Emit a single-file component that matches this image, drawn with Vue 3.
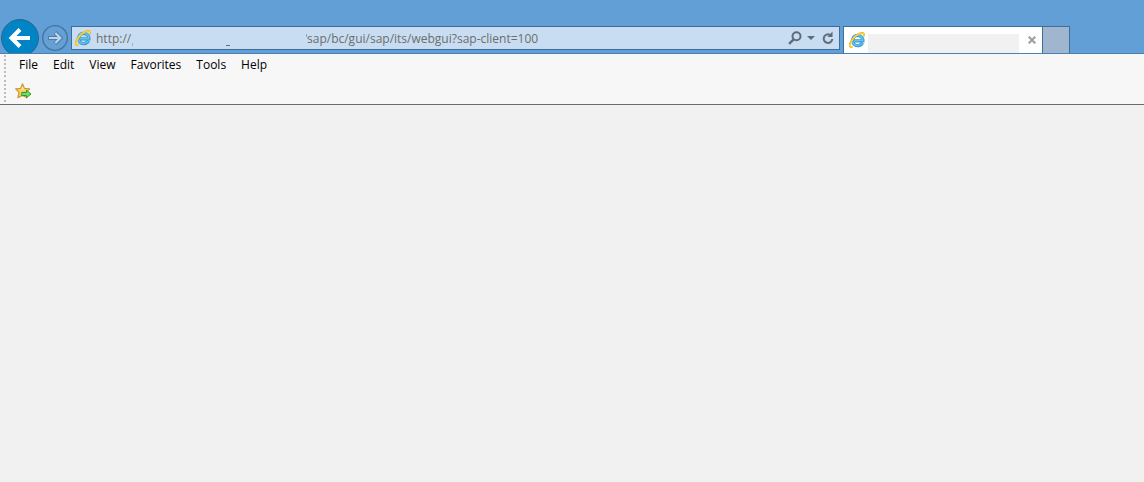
<script setup>
import { ref } from 'vue'

const path = ref('sap/bc/gui/sap/its/webgui?sap-client=100')
const menus = ['File', 'Edit', 'View', 'Favorites', 'Tools', 'Help']
</script>

<template>
  <div class="browser">
    <svg class="defs" aria-hidden="true">
      <symbol id="ie-logo" viewBox="0 0 16 16">
        <path d="M13.400 10.800A5.200 5.200 0 1 1 13.900 8.900H5" fill="none" stroke="#2f94d0" stroke-width="3.200" />
        <path d="M13.200 10.800A5.200 5.200 0 1 1 13.800 8.700H5" fill="none" stroke="#62c3ef" stroke-width="1.700" />
        <path d="M3.500 14.700C.4 15.900-.2 13.200 2 9.500 4.400 5.500 9 1.500 12.500 1c2.600-.3 2.900 1.300 2 3.300" fill="none" stroke="#e0aa20" stroke-width="1.800" />
        <path d="M3.400 14.600C.6 15.600 0 13 2.200 9.500 4.600 5.500 9 1.600 12.500 1.100c2.300-.2 2.600 1.100 1.900 3" fill="none" stroke="#ffd338" stroke-width="1.400" />
      </symbol>
    </svg>
    <header class="top">
      <button class="back" aria-label="Back">
        <svg width="38" height="38" viewBox="0 0 38 38">
          <circle cx="19" cy="19" r="18.500" fill="#0084c6" stroke="#28658f" />
          <path d="M29 19H11M19 10.500 10.500 19l8.500 8.500" fill="none" stroke="#fff" stroke-width="4" />
        </svg>
      </button>
      <button class="forward" aria-label="Forward">
        <svg width="26" height="26" viewBox="0 0 26 26">
          <circle cx="13" cy="13" r="12.300" fill="#659fd3" stroke="#41749f" stroke-width="1.300" />
          <path d="M6 13h12M13 7.500l5.500 5.500-5.500 5.500" fill="none" stroke="#4b7fab" stroke-width="4" />
          <path d="M7 13h11M13.300 8l5 5-5 5" fill="none" stroke="#b9d4ec" stroke-width="2.200" />
        </svg>
      </button>
      <form class="address" @submit.prevent>
        <svg class="logo" width="16" height="16"><use href="#ie-logo" /></svg>
        <span class="scheme">http://</span>
        <span class="host"><i class="tick"></i><i class="dash"></i><i class="slash"></i></span>
        <input v-model="path" class="url" aria-label="Address" spellcheck="false" />
        <button class="tool" type="button" aria-label="Search">
          <svg width="14" height="14" viewBox="0 0 14 14" fill="none" stroke="#5f6b78" stroke-width="2">
            <circle cx="8.500" cy="5.300" r="4" />
            <path d="M5.700 8.300 1 12.800" stroke-width="2.400" />
          </svg>
        </button>
        <button class="tool caret" type="button" aria-label="Show address history">
          <svg width="8" height="4" viewBox="0 0 8 4"><path d="M0 0h8L4 4z" fill="#5f6b78" /></svg>
        </button>
        <button class="tool" type="button" aria-label="Refresh">
          <svg width="12" height="14" viewBox="0 0 12 14">
            <path d="M8 3.800A4.300 4.300 0 1 0 10.300 8" fill="none" stroke="#5f6b78" stroke-width="2" />
            <path d="M10.500 .5v5.500H5.500z" fill="#5f6b78" />
          </svg>
        </button>
      </form>
      <div class="tab">
        <svg class="logo" width="16" height="16"><use href="#ie-logo" /></svg>
        <span class="title"></span>
        <button class="close" aria-label="Close tab">
          <svg width="8" height="8" viewBox="0 0 8 8"><path d="M.7.7l6.600 6.600M7.300.7.7 7.300" stroke="#a0a0a0" stroke-width="2.200" /></svg>
        </button>
      </div>
      <button class="new-tab" aria-label="New tab"></button>
    </header>
    <div class="bars">
      <div class="grips" aria-hidden="true"><span class="grip"></span><span class="grip"></span></div>
      <div class="rows">
        <nav class="menu">
          <button v-for="m in menus" :key="m">{{ m }}</button>
        </nav>
        <div class="favorites">
          <button aria-label="Add to Favorites bar">
            <svg width="17" height="16" viewBox="0 0 17 16">
              <path d="M7.500.8 9.500 5.400l5.200.5-3.800 3.500 1 5.200-4.400-2.200-4.600 2.200 1.100-5.200L.6 5.900l5-.5z" fill="#fbd05a" stroke="#cf9a35" stroke-width="1.200" stroke-linejoin="round" />
              <path d="M7.500 3 8.900 6.400l3 .4H3.500l2.800-.4z" fill="#fff0b4" />
              <path d="M6.800 9.500h4.700V7.300l4.500 3.700-4.500 3.700v-2.200H6.800z" fill="#72df62" stroke="#2f9a35" />
            </svg>
          </button>
        </div>
      </div>
    </div>
    <main class="page"></main>
  </div>
</template>

<style>
body {
  margin: 0;
  background: #f1f1f1;
}
</style>

<style scoped>
.browser {
  min-height: 100vh;
  display: flex;
  flex-direction: column;
  background: #f1f1f1;
  font-family: "Open Sans", "Noto Sans", sans-serif;
  font-size: 12px;
}
.defs {
  position: absolute;
  width: 0;
  height: 0;
}
button {
  border: 0;
  padding: 0;
  background: none;
  font: inherit;
  color: inherit;
}
svg {
  display: block;
  flex: none;
}
.top {
  display: flex;
  align-items: flex-start;
  box-sizing: border-box;
  height: 54px;
  padding: 26px 74px 0 1px;
  overflow: hidden;
  background: #629fd6;
  border-bottom: 1px solid #4b81ae;
}
.back {
  flex: none;
  margin-top: -7px;
}
.forward {
  flex: none;
  margin: -1px 3px 0;
}
.address {
  flex: 1;
  min-width: 0;
  display: flex;
  align-items: center;
  box-sizing: border-box;
  height: 24px;
  padding: 0 5px 0 3px;
  border: 1px solid #3e6e98;
  background: #c8ddf1;
  color: #6d6d6d;
}
.scheme {
  flex: none;
  width: 36px;
  margin-left: 5px;
}
.host {
  display: flex;
  justify-content: space-between;
  align-items: flex-end;
  flex: none;
  width: 175px;
  height: 16px;
}
.tick {
  width: 1px;
  height: 3px;
  background: #a3b1be;
}
.dash {
  width: 4px;
  height: 1px;
  margin-left: 16px;
  background: #6d6d6d;
}
.slash {
  align-self: flex-start;
  width: 1px;
  height: 3px;
  margin-top: 4px;
  background: #98a5b1;
}
.url {
  flex: 1;
  min-width: 0;
  padding: 0;
  border: 0;
  outline: 0;
  background: none;
  font: inherit;
  color: inherit;
}
.caret {
  margin: 0 7px 0 5px;
}
.tab {
  flex: none;
  display: flex;
  align-items: center;
  box-sizing: border-box;
  width: 200px;
  height: 27px;
  margin-left: 3px;
  padding: 0 6px 0 5px;
  border: solid #3e6e98;
  border-width: 1px 1px 0;
  background: #fff;
}
.title {
  flex: 1;
  height: 19px;
  margin: 7px 9px 0 3px;
  background: #f1f1f1;
}
.new-tab {
  flex: none;
  box-sizing: border-box;
  width: 27px;
  height: 27px;
  border: solid #3e6e98;
  border-width: 1px 1px 0 0;
  background: #a0b6ce;
}
.bars {
  display: flex;
  height: 50px;
  background: #f7f7f7;
  border-bottom: 1px solid #6c6c6c;
}
.grips {
  display: flex;
  flex-direction: column;
  gap: 3px;
  padding: 1px 0 0 4px;
}
.grip {
  width: 2px;
  height: 22px;
  background: repeating-linear-gradient(#bcbcbc 0 2px, transparent 2px 4px);
}
.rows {
  flex: 1;
  padding-left: 9px;
}
.menu {
  display: flex;
  gap: 15px;
  height: 20px;
  padding-left: 4px;
  color: #000;
}
.favorites {
  display: flex;
  padding-top: 9px;
}
.page {
  flex: 1;
}
</style>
++++++++
_What needs to be done:_ Take the listing and print it again exactly, but without any pictures.

_Reply:_
Emit a single-file component that matches this image, drawn with Vue 3.
<script setup>
import { ref } from 'vue'

const path = ref('sap/bc/gui/sap/its/webgui?sap-client=100')
const menus = ['File', 'Edit', 'View', 'Favorites', 'Tools', 'Help']
</script>

<template>
  <div class="browser">
    <svg class="defs" aria-hidden="true">
      <symbol id="ie-logo" viewBox="0 0 16 16">
        <path d="M13.400 10.800A5.200 5.200 0 1 1 13.900 8.900H5" fill="none" stroke="#2f94d0" stroke-width="3.200" />
        <path d="M13.200 10.800A5.200 5.200 0 1 1 13.800 8.700H5" fill="none" stroke="#62c3ef" stroke-width="1.700" />
        <path d="M3.500 14.700C.4 15.900-.2 13.200 2 9.500 4.400 5.500 9 1.500 12.500 1c2.600-.3 2.900 1.300 2 3.300" fill="none" stroke="#e0aa20" stroke-width="1.800" />
        <path d="M3.400 14.600C.6 15.600 0 13 2.200 9.500 4.600 5.500 9 1.600 12.500 1.100c2.300-.2 2.600 1.100 1.900 3" fill="none" stroke="#ffd338" stroke-width="1.400" />
      </symbol>
    </svg>
    <header class="top">
      <button class="back" aria-label="Back">
        <svg width="38" height="38" viewBox="0 0 38 38">
          <circle cx="19" cy="19" r="18.500" fill="#0084c6" stroke="#28658f" />
          <path d="M29 19H11M19 10.500 10.500 19l8.500 8.500" fill="none" stroke="#fff" stroke-width="4" />
        </svg>
      </button>
      <button class="forward" aria-label="Forward">
        <svg width="26" height="26" viewBox="0 0 26 26">
          <circle cx="13" cy="13" r="12.300" fill="#659fd3" stroke="#41749f" stroke-width="1.300" />
          <path d="M6 13h12M13 7.500l5.500 5.500-5.500 5.500" fill="none" stroke="#4b7fab" stroke-width="4" />
          <path d="M7 13h11M13.300 8l5 5-5 5" fill="none" stroke="#b9d4ec" stroke-width="2.200" />
        </svg>
      </button>
      <form class="address" @submit.prevent>
        <svg class="logo" width="16" height="16"><use href="#ie-logo" /></svg>
        <span class="scheme">http://</span>
        <span class="host"><i class="tick"></i><i class="dash"></i><i class="slash"></i></span>
        <input v-model="path" class="url" aria-label="Address" spellcheck="false" />
        <button class="tool" type="button" aria-label="Search">
          <svg width="14" height="14" viewBox="0 0 14 14" fill="none" stroke="#5f6b78" stroke-width="2">
            <circle cx="8.500" cy="5.300" r="4" />
            <path d="M5.700 8.300 1 12.800" stroke-width="2.400" />
          </svg>
        </button>
        <button class="tool caret" type="button" aria-label="Show address history">
          <svg width="8" height="4" viewBox="0 0 8 4"><path d="M0 0h8L4 4z" fill="#5f6b78" /></svg>
        </button>
        <button class="tool" type="button" aria-label="Refresh">
          <svg width="12" height="14" viewBox="0 0 12 14">
            <path d="M8 3.800A4.300 4.300 0 1 0 10.300 8" fill="none" stroke="#5f6b78" stroke-width="2" />
            <path d="M10.500 .5v5.500H5.500z" fill="#5f6b78" />
          </svg>
        </button>
      </form>
      <div class="tab">
        <svg class="logo" width="16" height="16"><use href="#ie-logo" /></svg>
        <span class="title"></span>
        <button class="close" aria-label="Close tab">
          <svg width="8" height="8" viewBox="0 0 8 8"><path d="M.7.7l6.600 6.600M7.300.7.7 7.300" stroke="#a0a0a0" stroke-width="2.200" /></svg>
        </button>
      </div>
      <button class="new-tab" aria-label="New tab"></button>
    </header>
    <div class="bars">
      <div class="grips" aria-hidden="true"><span class="grip"></span><span class="grip"></span></div>
      <div class="rows">
        <nav class="menu">
          <button v-for="m in menus" :key="m">{{ m }}</button>
        </nav>
        <div class="favorites">
          <button aria-label="Add to Favorites bar">
            <svg width="17" height="16" viewBox="0 0 17 16">
              <path d="M7.500.8 9.500 5.400l5.200.5-3.800 3.500 1 5.200-4.400-2.200-4.600 2.200 1.100-5.200L.6 5.900l5-.5z" fill="#fbd05a" stroke="#cf9a35" stroke-width="1.200" stroke-linejoin="round" />
              <path d="M7.500 3 8.900 6.400l3 .4H3.500l2.800-.4z" fill="#fff0b4" />
              <path d="M6.800 9.500h4.700V7.300l4.500 3.700-4.500 3.700v-2.200H6.800z" fill="#72df62" stroke="#2f9a35" />
            </svg>
          </button>
        </div>
      </div>
    </div>
    <main class="page"></main>
  </div>
</template>

<style>
body {
  margin: 0;
  background: #f1f1f1;
}
</style>

<style scoped>
.browser {
  min-height: 100vh;
  display: flex;
  flex-direction: column;
  background: #f1f1f1;
  font-family: "Open Sans", "Noto Sans", sans-serif;
  font-size: 12px;
}
.defs {
  position: absolute;
  width: 0;
  height: 0;
}
button {
  border: 0;
  padding: 0;
  background: none;
  font: inherit;
  color: inherit;
}
svg {
  display: block;
  flex: none;
}
.top {
  display: flex;
  align-items: flex-start;
  box-sizing: border-box;
  height: 54px;
  padding: 26px 74px 0 1px;
  overflow: hidden;
  background: #629fd6;
  border-bottom: 1px solid #4b81ae;
}
.back {
  flex: none;
  margin-top: -7px;
}
.forward {
  flex: none;
  margin: -1px 3px 0;
}
.address {
  flex: 1;
  min-width: 0;
  display: flex;
  align-items: center;
  box-sizing: border-box;
  height: 24px;
  padding: 0 5px 0 3px;
  border: 1px solid #3e6e98;
  background: #c8ddf1;
  color: #6d6d6d;
}
.scheme {
  flex: none;
  width: 36px;
  margin-left: 5px;
}
.host {
  display: flex;
  justify-content: space-between;
  align-items: flex-end;
  flex: none;
  width: 175px;
  height: 16px;
}
.tick {
  width: 1px;
  height: 3px;
  background: #a3b1be;
}
.dash {
  width: 4px;
  height: 1px;
  margin-left: 16px;
  background: #6d6d6d;
}
.slash {
  align-self: flex-start;
  width: 1px;
  height: 3px;
  margin-top: 4px;
  background: #98a5b1;
}
.url {
  flex: 1;
  min-width: 0;
  padding: 0;
  border: 0;
  outline: 0;
  background: none;
  font: inherit;
  color: inherit;
}
.caret {
  margin: 0 7px 0 5px;
}
.tab {
  flex: none;
  display: flex;
  align-items: center;
  box-sizing: border-box;
  width: 200px;
  height: 27px;
  margin-left: 3px;
  padding: 0 6px 0 5px;
  border: solid #3e6e98;
  border-width: 1px 1px 0;
  background: #fff;
}
.title {
  flex: 1;
  height: 19px;
  margin: 7px 9px 0 3px;
  background: #f1f1f1;
}
.new-tab {
  flex: none;
  box-sizing: border-box;
  width: 27px;
  height: 27px;
  border: solid #3e6e98;
  border-width: 1px 1px 0 0;
  background: #a0b6ce;
}
.bars {
  display: flex;
  height: 50px;
  background: #f7f7f7;
  border-bottom: 1px solid #6c6c6c;
}
.grips {
  display: flex;
  flex-direction: column;
  gap: 3px;
  padding: 1px 0 0 4px;
}
.grip {
  width: 2px;
  height: 22px;
  background: repeating-linear-gradient(#bcbcbc 0 2px, transparent 2px 4px);
}
.rows {
  flex: 1;
  padding-left: 9px;
}
.menu {
  display: flex;
  gap: 15px;
  height: 20px;
  padding-left: 4px;
  color: #000;
}
.favorites {
  display: flex;
  padding-top: 9px;
}
.page {
  flex: 1;
}
</style>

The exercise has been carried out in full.